Don’t ask me where I got Corrigan from, because I can’t tell you. (Maybe it was a reference to Morrigan, the badass witch from Dragon Age: Origins? The timeline is right, I was in that phase too. Although now I’m thinking of it, I remember “Corrigan” being the last name of some other book character, but I’ll have to do some digging to find out if that’s right.)

I got locked out of that account for some reason — I probably yelled at someone in the forums or something — and named my next avatar “madyben”. All lowercase like that because I was just so freaking cool and well-read.

So, yeah. The Heart is a Lonely Hunter. Simultaneously a breathtaking piece of literature and edgy enough to have a teen devote the closest equivalent she had to LiveJournal to characters from the story.

God, I was such a nerd.

And finally, a progress report!

I’m about a week into the unofficial start of the project now (ironic that I’ve done so much already when I’m technically not supposed to start until April 1st, but that’s just how I roll).

In that time, I’ve read three books off my assigned list (plus one bonus) and written a grand total of (drum roll, please) 6,374 words.

To be fair, a good chunk of that 6.7K is reworking the same short story a couple of times, but I’m only counting what I’ve typed up, and not the ten or so pages of longhand I’ve put into that scene journal.

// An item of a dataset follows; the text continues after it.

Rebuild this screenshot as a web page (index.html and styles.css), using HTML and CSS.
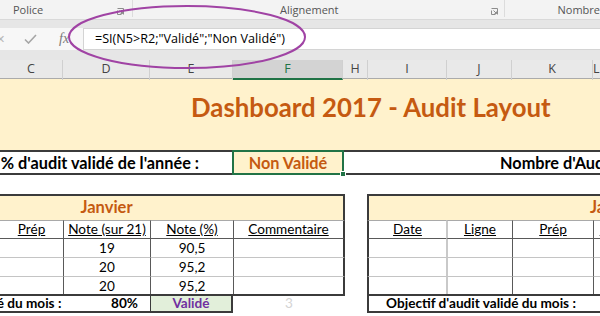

I’m keeping a “packet” on my computer with my total word count thus far, and I’m pretty happy with 6.7K. That’s 6.7K more than I had at the beginning of the month!

And in the name of accountability, I’ll note that I’m taking the weekend ~mostly~ off from writing to be a human and laze around with my dogs, but I’m keeping up with my journaling and my reading (and this blog post got really long, wow) so that I’m in good shape and a good routine for a strong “start” on Thursday.

Next up, I’m due to read Fingersmith by Sarah Waters, which I’m very excited about — despite its single-quotation dialogue tags. I’ve heard it’s one of the best books of the 21st century and is also extremely horny.

And on that wildly professional note, I’ll wrap up this blog for today.